Apparently aware of his new boss’s preferences, Roque’s first public statements when the media reported his appointment were nearly as outrageous as those of Mr. Duterte’s and Andanar’s. His promise to throw hollow blocks at regime critics and to scream at them also earned him media space and time, which every politician angling for an elective post knows is what can make the difference between losing or winning, say, a Senate seat or even the presidency.

As every public relations practitioner knows, negative publicity is after all still publicity, which is crucial to name recall on Election Day.

Roque nevertheless assumes his post armed with a level of credibility his predecessor and Andanar do not have. Not only was he a professor at the University of the Philippines College of Law rather than one of those alleged lawyers who know little about the law but who nevertheless occupy exalted posts in this regime. He also has a record as a human rights lawyer who brought the conviction for libel of Davao broadcaster Alex Adonis to the attention of the United Nations Human Rights Council, and was among the lawyers who protested the 2012 Anti-Cyber Crime Act’s unconstitutional provisions.

But the jury is still out on whether Roque will not succumb to the same temptation of imitating his patron’s distasteful communication preferences, and will instead be issuing sound and intelligent statements worthy of his claim to fame as a former UP law professor and human rights lawyer.

Every Philippine regime, and Mr. Duterte’s is no exception, has looked at the lack of credibility of its declarations, policies, and actions as a communication problem. The Marcos terror regime thought that it wasn’t what it did that mattered, but how it would be perceived.

In addition to subjecting the media to State regulation, it created the huge government media bureaucracy that succeeding regimes have since inherited, in the belief that manipulating public perception through the media was key to the credibility of its claim that what it was doing was saving the Republic and reforming society rather than savaging both.

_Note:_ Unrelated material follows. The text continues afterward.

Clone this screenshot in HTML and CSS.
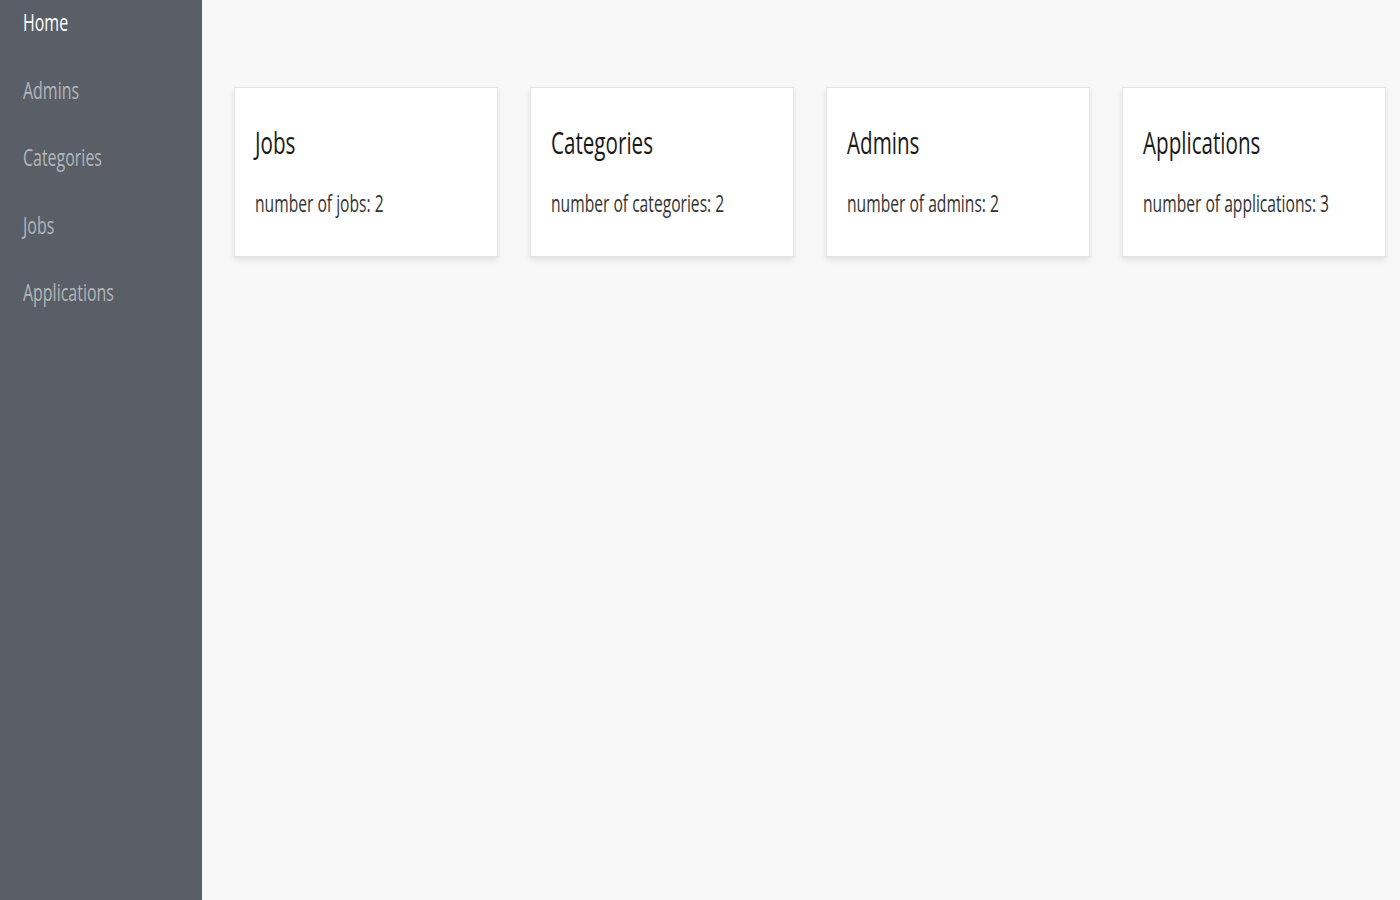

Although the Corazon Aquino administration did not dismantle the Marcos media machine, it didn’t take the same approach primarily because Mrs. Aquino enjoyed almost total press and media support and approval until she filed a libel complaint against the late columnist Luis Beltran for saying that she hid under her bed during a coup attempt, and then testified against him in the courtroom of a judge who was her appointee.

Mrs. Aquino’s successor, Fidel V. Ramos, would call and berate journalists whose views he couldn’t abide. But to get on their good side he also had some for breakfast and lunch a number of times, while the State media system churned out such positives as the Philippines’ allegedly impending emergence as the next Asian tiger.

Joseph Estrada complained about biased media coverage, launched an advertising boycott campaign against one broadsheet, and caused the shutdown and change of ownership of another by filing a P100-million libel suit against it. The same government media machine outdid itself in justifying these acts and so did his spokesman, a former student activist.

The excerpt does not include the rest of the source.